> **Data lines**
+++

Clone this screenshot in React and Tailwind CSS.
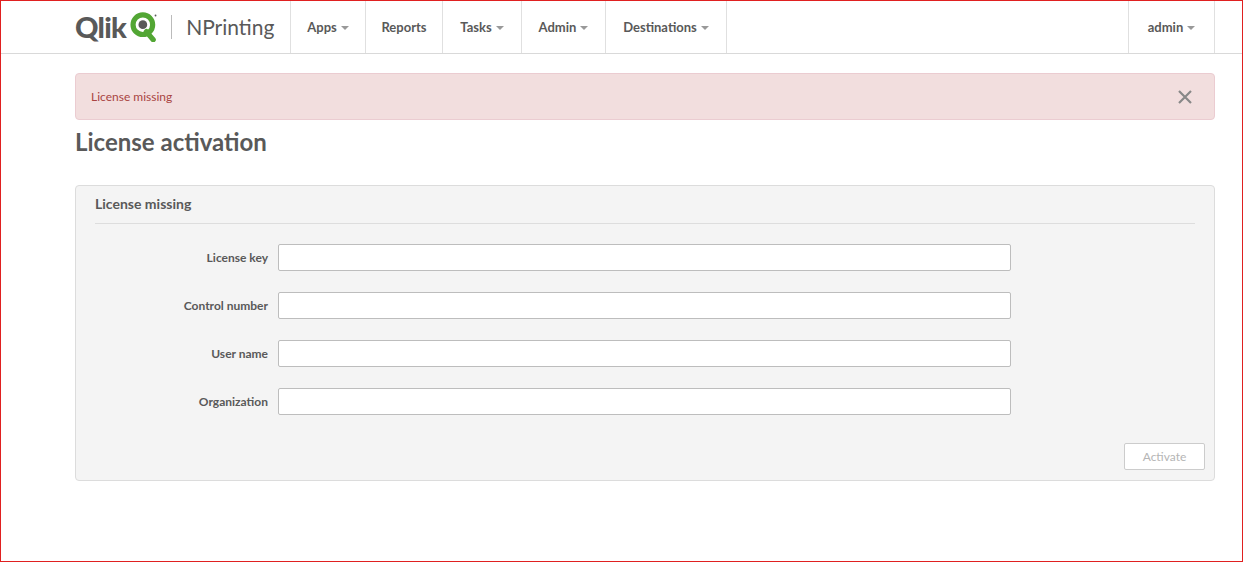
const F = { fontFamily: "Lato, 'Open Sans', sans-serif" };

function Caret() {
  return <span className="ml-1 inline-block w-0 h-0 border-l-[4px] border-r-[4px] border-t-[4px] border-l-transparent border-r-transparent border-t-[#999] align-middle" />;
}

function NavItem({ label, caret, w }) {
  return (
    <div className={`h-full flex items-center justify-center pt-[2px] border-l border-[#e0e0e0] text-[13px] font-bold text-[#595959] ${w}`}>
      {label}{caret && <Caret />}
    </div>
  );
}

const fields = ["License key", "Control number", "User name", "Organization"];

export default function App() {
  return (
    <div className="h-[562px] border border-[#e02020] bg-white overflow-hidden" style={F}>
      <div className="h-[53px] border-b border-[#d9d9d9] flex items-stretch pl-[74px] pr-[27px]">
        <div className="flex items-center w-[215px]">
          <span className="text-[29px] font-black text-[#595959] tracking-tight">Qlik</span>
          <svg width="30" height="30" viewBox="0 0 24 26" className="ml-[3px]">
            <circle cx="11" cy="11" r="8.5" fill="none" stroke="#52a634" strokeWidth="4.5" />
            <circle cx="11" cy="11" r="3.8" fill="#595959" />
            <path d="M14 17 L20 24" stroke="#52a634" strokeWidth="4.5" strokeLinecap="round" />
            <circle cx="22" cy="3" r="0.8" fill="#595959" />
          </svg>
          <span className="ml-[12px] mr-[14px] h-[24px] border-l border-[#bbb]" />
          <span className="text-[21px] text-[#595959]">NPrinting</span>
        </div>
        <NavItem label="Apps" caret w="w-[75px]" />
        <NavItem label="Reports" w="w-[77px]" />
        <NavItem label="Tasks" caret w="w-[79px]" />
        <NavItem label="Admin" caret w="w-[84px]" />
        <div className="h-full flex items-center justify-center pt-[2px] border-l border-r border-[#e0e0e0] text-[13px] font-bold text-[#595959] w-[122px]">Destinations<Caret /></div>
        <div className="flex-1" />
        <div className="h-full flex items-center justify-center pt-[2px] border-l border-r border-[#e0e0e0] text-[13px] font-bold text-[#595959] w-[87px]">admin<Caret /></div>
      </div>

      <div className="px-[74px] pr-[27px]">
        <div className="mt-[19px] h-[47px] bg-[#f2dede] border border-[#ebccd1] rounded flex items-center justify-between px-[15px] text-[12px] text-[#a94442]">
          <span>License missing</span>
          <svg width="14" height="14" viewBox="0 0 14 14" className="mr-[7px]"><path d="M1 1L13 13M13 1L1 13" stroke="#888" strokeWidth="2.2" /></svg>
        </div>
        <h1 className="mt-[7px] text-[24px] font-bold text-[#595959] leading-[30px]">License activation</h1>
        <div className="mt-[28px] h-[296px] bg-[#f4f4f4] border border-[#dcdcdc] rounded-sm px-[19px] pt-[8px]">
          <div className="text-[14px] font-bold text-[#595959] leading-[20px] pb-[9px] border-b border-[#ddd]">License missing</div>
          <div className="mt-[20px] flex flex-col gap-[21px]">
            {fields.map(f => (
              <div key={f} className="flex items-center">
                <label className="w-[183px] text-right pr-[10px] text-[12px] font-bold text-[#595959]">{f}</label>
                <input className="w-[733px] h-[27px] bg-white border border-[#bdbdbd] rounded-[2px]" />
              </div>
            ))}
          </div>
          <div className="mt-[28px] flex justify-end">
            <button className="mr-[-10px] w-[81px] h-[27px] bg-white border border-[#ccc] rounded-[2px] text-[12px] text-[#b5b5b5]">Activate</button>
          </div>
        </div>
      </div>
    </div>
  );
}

+++

> **Given task**
Reproduce each line exactly, please, except for any pictures.

> **Result for this exercise**
Clone this screenshot in React and Tailwind CSS.
const F = { fontFamily: "Lato, 'Open Sans', sans-serif" };

function Caret() {
  return <span className="ml-1 inline-block w-0 h-0 border-l-[4px] border-r-[4px] border-t-[4px] border-l-transparent border-r-transparent border-t-[#999] align-middle" />;
}

function NavItem({ label, caret, w }) {
  return (
    <div className={`h-full flex items-center justify-center pt-[2px] border-l border-[#e0e0e0] text-[13px] font-bold text-[#595959] ${w}`}>
      {label}{caret && <Caret />}
    </div>
  );
}

const fields = ["License key", "Control number", "User name", "Organization"];

export default function App() {
  return (
    <div className="h-[562px] border border-[#e02020] bg-white overflow-hidden" style={F}>
      <div className="h-[53px] border-b border-[#d9d9d9] flex items-stretch pl-[74px] pr-[27px]">
        <div className="flex items-center w-[215px]">
          <span className="text-[29px] font-black text-[#595959] tracking-tight">Qlik</span>
          <svg width="30" height="30" viewBox="0 0 24 26" className="ml-[3px]">
            <circle cx="11" cy="11" r="8.5" fill="none" stroke="#52a634" strokeWidth="4.5" />
            <circle cx="11" cy="11" r="3.8" fill="#595959" />
            <path d="M14 17 L20 24" stroke="#52a634" strokeWidth="4.5" strokeLinecap="round" />
            <circle cx="22" cy="3" r="0.8" fill="#595959" />
          </svg>
          <span className="ml-[12px] mr-[14px] h-[24px] border-l border-[#bbb]" />
          <span className="text-[21px] text-[#595959]">NPrinting</span>
        </div>
        <NavItem label="Apps" caret w="w-[75px]" />
        <NavItem label="Reports" w="w-[77px]" />
        <NavItem label="Tasks" caret w="w-[79px]" />
        <NavItem label="Admin" caret w="w-[84px]" />
        <div className="h-full flex items-center justify-center pt-[2px] border-l border-r border-[#e0e0e0] text-[13px] font-bold text-[#595959] w-[122px]">Destinations<Caret /></div>
        <div className="flex-1" />
        <div className="h-full flex items-center justify-center pt-[2px] border-l border-r border-[#e0e0e0] text-[13px] font-bold text-[#595959] w-[87px]">admin<Caret /></div>
      </div>

      <div className="px-[74px] pr-[27px]">
        <div className="mt-[19px] h-[47px] bg-[#f2dede] border border-[#ebccd1] rounded flex items-center justify-between px-[15px] text-[12px] text-[#a94442]">
          <span>License missing</span>
          <svg width="14" height="14" viewBox="0 0 14 14" className="mr-[7px]"><path d="M1 1L13 13M13 1L1 13" stroke="#888" strokeWidth="2.2" /></svg>
        </div>
        <h1 className="mt-[7px] text-[24px] font-bold text-[#595959] leading-[30px]">License activation</h1>
        <div className="mt-[28px] h-[296px] bg-[#f4f4f4] border border-[#dcdcdc] rounded-sm px-[19px] pt-[8px]">
          <div className="text-[14px] font-bold text-[#595959] leading-[20px] pb-[9px] border-b border-[#ddd]">License missing</div>
          <div className="mt-[20px] flex flex-col gap-[21px]">
            {fields.map(f => (
              <div key={f} className="flex items-center">
                <label className="w-[183px] text-right pr-[10px] text-[12px] font-bold text-[#595959]">{f}</label>
                <input className="w-[733px] h-[27px] bg-white border border-[#bdbdbd] rounded-[2px]" />
              </div>
            ))}
          </div>
          <div className="mt-[28px] flex justify-end">
            <button className="mr-[-10px] w-[81px] h-[27px] bg-white border border-[#ccc] rounded-[2px] text-[12px] text-[#b5b5b5]">Activate</button>
          </div>
        </div>
      </div>
    </div>
  );
}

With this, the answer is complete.